Established with a generous multiyear gift from the Stephen & Renee Bisciotti Foundation, the fund provides $300,000 annually in seed money to advance Johns Hopkins discoveries on a commercial path. Recipients are awarded between $25,000 and $100,000 to conduct their work over a period of up to nine months.
For this year’s funding round, 27 applications were submitted. Six finalists presented their work in late January to an outside panel of researchers, other scientists and investors.
Each applicant has made a report of invention to Johns Hopkins Technology Ventures (JHTV).
“All three projects receiving funding are emblematic of the significant level of discovery and innovation coming from Johns Hopkins faculty,” says Brian Stansky, senior director of FastForward, JHTV’s startup program. “The funding will help advance novel research in the areas of neuroplastic and reconstructive surgery, cancer metastasis treatment and repairing damaged corneas.”
Applications for another translational fund, the Louis B. Thalheimer Fund for Translational Research, are due March 15.
The following researchers and their projects received the Bisciotti Foundation Translational Fund grants.

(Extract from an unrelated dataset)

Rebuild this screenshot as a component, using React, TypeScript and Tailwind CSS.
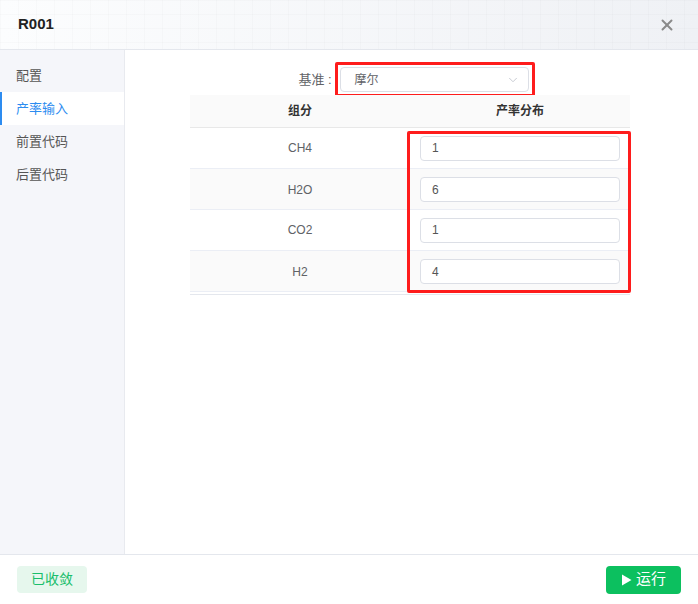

Principal investigator: Chad Gordon, director of neuroplastic and reconstructive surgery and an associate professor of plastic surgery/neurosurgery
The pitch: A skull-embedded, MRI-compatible medicine delivery system to treat chronic brain diseases
The blood-brain barrier almost entirely prevents the delivery of therapeutics to the brain, limiting access to promising or potentially lifesaving medical treatments for patients with brain disease. Gordon’s implantable device would bypass the barrier and deliver medicine directly to the brain. The device is drug agnostic, meaning it can be used to treat dozens of conditions, including stroke, Alzheimer’s disease and brain tumors such as glioblastoma. A patient with the device implanted also would avoid repeated openings and closings of the skull for follow-up surgeries.
JHTV is pursuing patent protection for the technology. Gordon is a co-founder of Longeviti, a FastForward startup that already has two functional skull implant devices that are approved by the U.S. Food and Drug Administration (FDA) and that have been used by patients across the country.

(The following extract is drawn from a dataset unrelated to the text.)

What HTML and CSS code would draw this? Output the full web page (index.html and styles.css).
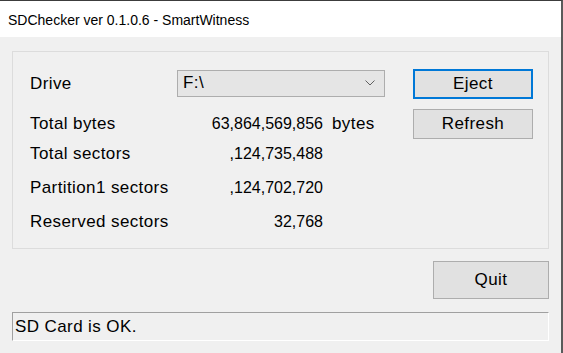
FILE: index.html
```html
<!DOCTYPE html>
<html lang="en">
<head>
    <meta charset="UTF-8">
    <meta name="viewport" content="width=device-width, initial-scale=1.0">
    <title>SDChecker</title>
    <link rel="stylesheet" href="styles.css">
</head>
<body>

<div class="window">
    <div class="title-bar">SDChecker ver 0.1.0.6 - SmartWitness</div>

    <div class="client">
        <!-- Drive info -->
        <div class="group-box">
            <div class="info-grid">
                <div class="label">Drive</div>
                <div class="combo">
                    <span>F:\</span>
                    <svg class="chevron" width="10" height="6" viewBox="0 0 10 6">
                        <path d="M0.5 0.5 L5 5 L9.5 0.5" fill="none" stroke="#606060" stroke-width="1"/>
                    </svg>
                </div>

                <div class="label">Total bytes</div>
                <div class="value"><span class="num">63,864,569,856</span><span class="unit">bytes</span></div>

                <div class="label">Total sectors</div>
                <div class="value"><span class="num">,124,735,488</span></div>

                <div class="label">Partition1 sectors</div>
                <div class="value"><span class="num">,124,702,720</span></div>

                <div class="label">Reserved sectors</div>
                <div class="value"><span class="num">32,768</span></div>
            </div>

            <div class="side-buttons">
                <button class="button default">Eject</button>
                <button class="button">Refresh</button>
            </div>
        </div>

        <div class="bottom-row">
            <button class="button quit">Quit</button>
        </div>

        <div class="status">SD Card is OK.</div>
    </div>
</div>

</body>
</html>
```

FILE: styles.css
```css
body {
    margin: 0;
    background-color: #f0f0f0;
    font-family: "Liberation Sans", Arial, sans-serif;
    color: #000;
}
.window {
    width: 561px;
    height: 352px;
    border-top: 1px solid #3c3c3c;
    border-right: 2px solid #5a5a5a;
    background-color: #f0f0f0;
}
.title-bar {
    height: 36px;
    line-height: 38px;
    padding-left: 8px;
    background-color: #fff;
    font-family: "Liberation Sans", Arial, sans-serif;
    font-size: 14px;
}
.client {
    padding: 14px 12px 0 12px;
}
.group-box {
    display: flex;
    height: 196px;
    border: 1px solid #dcdcdc;
    padding: 0 15px 0 17px;
}
.info-grid {
    display: grid;
    grid-template-columns: 147px 208px;
    grid-template-rows: 50px 30px 30px 38px 30px;
    align-items: center;
    padding-top: 7px;
    font-size: 17px;
    letter-spacing: 0.4px;
}
.combo {
    display: flex;
    justify-content: space-between;
    align-items: center;
    height: 25px;
    margin-top: -2px;
    padding: 0 5px;
    border: 1px solid #adadad;
    background-color: #e5e5e5;
}
.chevron {
    margin-right: 4px;
}
.value {
    display: flex;
    align-items: center;
}
.num {
    width: 146px;
    text-align: right;
    font-size: 16px;
    letter-spacing: 0;
}
.unit {
    margin-left: 9px;
}
.side-buttons {
    display: flex;
    flex-direction: column;
    gap: 10px;
    margin-left: auto;
    padding-top: 17px;
}
.button {
    width: 120px;
    height: 30px;
    border: 1px solid #adadad;
    background-color: #e1e1e1;
    font-family: "Liberation Sans", Arial, sans-serif;
    font-size: 17px;
    letter-spacing: 0.4px;
    color: #000;
    padding: 0;
}
.button.default {
    border: 2px solid #0078d7;
}
.bottom-row {
    display: flex;
    justify-content: flex-end;
    margin-top: 12px;
}
.button.quit {
    width: 116px;
    height: 38px;
}
.status {
    margin-top: 13px;
    height: 27px;
    line-height: 28px;
    padding-left: 2px;
    border-top: 1px solid #a0a0a0;
    border-left: 1px solid #a0a0a0;
    border-bottom: 1px solid #fff;
    border-right: 1px solid #fff;
    font-size: 17px;
    letter-spacing: 0.4px;
}
```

Navigating the Regulatory Landscape for Clinical Use of iPSC-Derived Corneal Endothelial Cells
Principal investigator: S. Amer Riazuddin, associate professor of ophthalmology at the Wilmer Eye Institute
The pitch: Stem-cell derivatives as alternatives to donor tissue in transplant surgery
The corneal endothelium (CE), the innermost layer of the cornea, is critical for maintaining its transparency. A substantial loss of corneal endothelial cells (CECs) results in corneal edema, which is the leading cause of need for corneal transplants in the United States each year. Although transplant surgeries have been effective, there is a worldwide shortage of transplantable-grade CE.
Riazuddin’s laboratory previously developed CECs from stem cells, and the results of preclinical studies recently completed in the lab suggest that these CECs are effective alternatives to donor CE. This could mean that, in the future, transplant surgeries will no longer be dependent on donor tissue. The investigators hope to have FDA approval by the end of the year for a clinical trial that would be led by John Gottsch, Margaret C. Mosher Professor of Ophthalmology at the Wilmer Eye Institute.
JHTV is pursuing patent protection for the technology.
Targeted Blockade of Cancer Metastasis with Engineered Bispecific Antibodies
Principal investigator: Jamie Spangler, assistant professor in the Department of Biomedical Engineering and the Department of Chemical and Biomolecular Engineering
The pitch: A novel way to block cancer from spreading through the body
Metastasis, the spread of cancer from a primary site, is responsible for 90% of all cancer-related deaths. Current treatments, however, are designed to inhibit or reverse growth of the primary tumor and do not address the potential for metastasis. Spangler, working with Denis Wirtz, Johns Hopkins University vice provost for research, engineered antibodies that block a newly discovered biochemical pathway that drives tumor cell migration. A mouse tumor study showed a more than 75% reduction in metastasis using a small amount of the antibody.
Spangler’s team is developing the therapy for aggressive forms of pancreatic and breast cancers, but the antibodies could be used to treat a variety of cancers and other diseases. The researchers also plan to collaborate with colleagues at Johns Hopkins who are pursuing other anti-cancer strategies, and they are already working with several oncologists as consultants.
JHTV is pursuing patent protection for the technology.